A covid-19 representa uma ameaça ainda mais grave para as comunidades indígenas, historicamente dizimadas por epidemias levadas a elas pelo homem branco. Seus defensores alertam para o risco de genocídio se nenhuma medida for adotada. É por isso que os indígenas brasileiros pedem que a Organização Mundial da Saúde crie um fundo especial de emergência para protegê-los.
Os sinais de alarme proliferam no Brasil, que acumula quase 8.000 mortes e 115.000 contagiados. A doença causou seis mortes em aldeias de índios e chegou à cidade mais indígena do país. Na semana passada foram detectadas as primeiras infecções em São Gabriel da Cachoeira, na Amazônia, apesar de há um mês as autoridades terem suspendido o transporte fluvial e aéreo para esta remota localidade na fronteira com a Colômbia e a Venezuela. A tentativa de isolá-la fracassou.
Estes casos são especialmente relevantes porque 90% dos moradores deste município, do tamanho da Bulgária, são indígenas, mais vulneráveis à covid-19 do que os demais brasileiros.
Embora tenha um hospital administrado pelo Exército, a UTI mais próxima fica a 850 quilômetros de distância, em Manaus, a capital do Estado, duramente castigada pela pandemia.
Os leitos de UTI da cidade mais populosa da Amazônia estão saturados há dias. O aumento das mortes obrigou à abertura de valas comuns. “Fracassamos”, admitiu o prefeito Arthur Virgilio Neto, referindo-se ao fato de a população não estar cumprindo a quarentena, ignorando suas recomendações e do governador.

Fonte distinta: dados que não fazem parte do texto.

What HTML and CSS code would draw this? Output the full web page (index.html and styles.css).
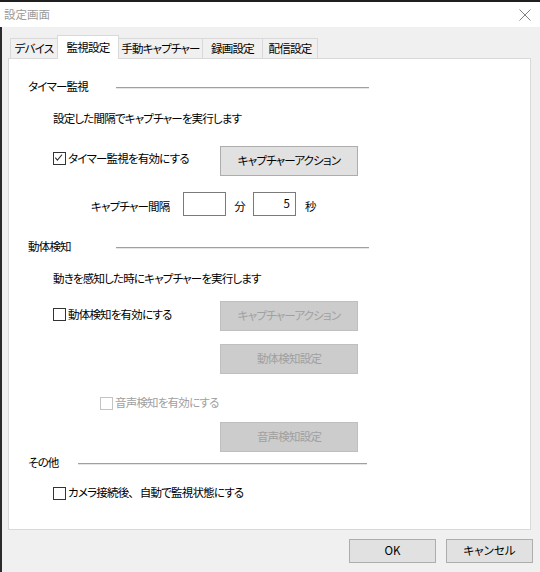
FILE: index.html
```html
<!DOCTYPE html>
<html lang="ja">
<head>
<meta charset="utf-8">
<title>設定画面</title>
<link rel="stylesheet" href="styles.css">
</head>
<body>
<div class="win">
  <div class="titlebar">
    <span class="title">設定画面</span>
    <svg class="close" viewBox="0 0 12 12" width="12" height="12"><path d="M0.5 0.5 L11.5 11.5 M11.5 0.5 L0.5 11.5" stroke="#808080" stroke-width="1" fill="none"/></svg>
  </div>
  <div class="main">
    <div class="tabs">
      <div class="tab t1">デバイス</div>
      <div class="tab active t2">監視設定</div>
      <div class="tab t3">手動キャプチャー</div>
      <div class="tab t4">録画設定</div>
      <div class="tab t5">配信設定</div>
    </div>
    <div class="panel">
      <div class="hdr m18"><span class="hdr-label w88">タイマー監視</span><i class="rule rw253"></i></div>
      <div class="desc m11">設定した間隔でキャプチャーを実行します</div>
      <div class="row row30 m18">
        <label class="check-col"><span class="cb"><svg viewBox="0 0 13 13" width="11" height="11"><polyline points="1.5,5.5 4,8.5 9.5,2" fill="none" stroke="#333" stroke-width="1.2"/></svg></span><span class="cb-text">タイマー監視を有効にする</span></label>
        <span class="btn">キャプチャーアクション</span>
      </div>
      <div class="row interval m16">
        <span class="iv-label">キャプチャー間隔</span>
        <span class="field"></span>
        <span class="unit">分</span>
        <span class="field">5</span>
        <span class="unit2">秒</span>
      </div>
      <div class="hdr m21"><span class="hdr-label w88">動体検知</span><i class="rule rw253"></i></div>
      <div class="desc m11">動きを感知した時にキャプチャーを実行します</div>
      <div class="row row30 m13">
        <label class="check-col off7"><span class="cb"></span><span class="cb-text">動体検知を有効にする</span></label>
        <span class="btn disabled">キャプチャーアクション</span>
      </div>
      <div class="row row30 m13 btn-only">
        <span class="btn disabled">動体検知設定</span>
      </div>
      <div class="row row20 m19 sound">
        <span class="cb cb-disabled"></span><span class="cb-text dis-text">音声検知を有効にする</span>
      </div>
      <div class="row row30 m9 btn-only">
        <span class="btn disabled">音声検知設定</span>
      </div>
      <div class="hdr m1"><span class="hdr-label w50">その他</span><i class="rule rw289"></i></div>
      <div class="row row20 m10 indent">
        <span class="cb"></span><span class="cb-text">カメラ接続後<span class="fullw">、</span>自動で監視状態にする</span>
      </div>
    </div>
    <div class="footer">
      <span class="btn fbtn">OK</span>
      <span class="btn fbtn">キャンセル</span>
    </div>
  </div>
</div>
</body>
</html>
```
FILE: styles.css
```css
* { box-sizing: border-box; }
html, body {
  margin: 0;
  padding: 0;
}
body {
  width: 540px;
  height: 572px;
  overflow: hidden;
  background: #f0f0f0;
  font-family: "Noto Sans CJK JP", "Noto Sans", sans-serif;
  font-size: 11.5px;
  letter-spacing: -0.8px;
  font-feature-settings: "palt";
  color: #000;
}
.win {
  height: 572px;
  border-top: 2px solid #1f1f1f;
  display: flex;
  flex-direction: column;
}
.titlebar {
  height: 25px;
  background: #fff;
  display: flex;
  align-items: center;
  justify-content: space-between;
  padding: 0 9px 0 4px;
}
.title {
  color: #9a9a9a;
  font-size: 11.5px;
  letter-spacing: 0;
  line-height: 1;
}
.close { display: block; }
.main {
  flex: 1;
  border-left: 2px solid #2b2b2b;
  padding-left: 6px;
  display: flex;
  flex-direction: column;
}
.tabs {
  display: flex;
  align-items: flex-end;
  height: 32px;
  padding-left: 2px;
  margin-bottom: -1px;
  position: relative;
  z-index: 1;
}
.tab {
  height: 20px;
  margin-bottom: 1px;
  border: 1px solid #d9d9d9;
  border-bottom: none;
  background: #f0f0f0;
  display: flex;
  align-items: center;
  justify-content: center;
  line-height: 1;
  padding-top: 1px;
  white-space: nowrap;
}
.tab + .tab { margin-left: -1px; }
.tab.active {
  height: 24px;
  margin-bottom: 0;
  background: #fff;
  position: relative;
  z-index: 2;
  padding-top: 0;
}
.t1 { width: 48px; }
.t2 { width: 62px; }
.t3 { width: 85px; }
.t4 { width: 61px; }
.t5 { width: 56px; }
.panel {
  width: 523px;
  height: 472px;
  border: 1px solid #d9d9d9;
  background: #fff;
  display: flex;
  flex-direction: column;
}
.hdr {
  height: 20px;
  display: flex;
  align-items: center;
  padding-left: 19px;
}
.hdr-label { line-height: 1; }
.w88 { width: 88px; }
.w50 { width: 50px; }
.rule {
  display: block;
  height: 2px;
  border-top: 1px solid #a0a0a0;
  border-bottom: 1px solid #e6e6e6;
  margin-top: 1px;
}
.rw253 { width: 253px; }
.rw289 { width: 289px; }
.desc {
  height: 20px;
  line-height: 20px;
  padding-left: 44px;
}
.row {
  display: flex;
  padding-left: 44px;
}
.row30 { height: 30px; align-items: flex-start; }
.row20 { height: 20px; align-items: center; }
.check-col {
  width: 167px;
  display: flex;
  align-items: center;
  height: 13px;
  margin-top: 6px;
}
.check-col.off7 { margin-top: 7px; }
.cb {
  width: 13px;
  height: 13px;
  flex: none;
  border: 1px solid #333;
  background: #fff;
  display: flex;
  align-items: center;
  justify-content: center;
}
.cb-disabled { border-color: #c4c4c4; }
.cb-text {
  margin-left: 2px;
  line-height: 1;
  white-space: nowrap;
}
.fullw {
  font-feature-settings: normal;
  letter-spacing: 0;
}
.dis-text { color: #a0a0a0; }
.btn {
  width: 138px;
  height: 30px;
  background: #e1e1e1;
  border: 1px solid #adadad;
  display: flex;
  align-items: center;
  justify-content: center;
  line-height: 1;
  white-space: nowrap;
}
.btn.disabled {
  background: #cccccc;
  border-color: #bfbfbf;
  color: #a0a0a0;
}
.btn-only { padding-left: 211px; }
.sound { padding-left: 91px; }
.indent { padding-left: 44px; }
.interval {
  height: 24px;
  align-items: center;
  padding-left: 82px;
}
.iv-label {
  width: 92px;
  padding-top: 5px;
  line-height: 1;
}
.field {
  width: 43px;
  height: 24px;
  border: 1px solid #7a7a7a;
  background: #fff;
  text-align: right;
  padding: 3px 5px 0 0;
  line-height: 14px;
  letter-spacing: 0;
}
.unit {
  width: 27px;
  text-align: center;
  padding-top: 5px;
  line-height: 1;
}
.unit2 {
  margin-left: 9px;
  padding-top: 5px;
  line-height: 1;
}
.m1 { margin-top: 1px; }
.m9 { margin-top: 9px; }
.m10 { margin-top: 10px; }
.m11 { margin-top: 11px; }
.m13 { margin-top: 13px; }
.m16 { margin-top: 16px; }
.m18 { margin-top: 18px; }
.m19 { margin-top: 19px; }
.m21 { margin-top: 21px; }
.footer {
  display: flex;
  justify-content: flex-end;
  gap: 10px;
  padding-right: 7px;
  margin-top: 9px;
}
.fbtn {
  width: 87px;
  height: 24px;
  letter-spacing: 0;
}
```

A Comissão Arns é uma entidade brasileira que pede o envio de forças de segurança para impedir a invasão de terras indígenas e expulsar aqueles que já estão nelas.
A veterana antropóloga Manuela Carneiro da Cunha, da Comissão Arns, explica em entrevista por telefone que 23 povos indígenas vivem na região de São Gabriel da Cachoeira. Observa que o primeiro yanomami a morrer de covid-19 era um adolescente de 15 anos que “contraiu o vírus em terras invadidas por garimpeiros de ouro”, e que o vírus poderia facilmente dizimar comunidades, como a malária levada nos anos oitenta pelos garimpeiros às terras yanomamis.
Cunha critica o fato de alguns grupos recentemente contatados que moram longe dos rios terem que ir até as cidades para receber a ajuda do Bolsa Família porque, diz ela, “as políticas públicas brasileiras nunca foram adaptadas às pessoas que vivem de maneira diferente (da maioria), como povos indígenas”.
Ela insiste que “isso é perigosíssimo em uma situação de pandemia, porque os recém-contatados ainda não têm defesas imunológicas”. A antropóloga destaca que “curiosamente copiamos uma estratégia indígena”, o isolamento, para enfrentar esta pandemia. Há povos inteiros, conta, que se isolaram voluntariamente após experiências traumáticas com garimpeiros ou invasores de territórios.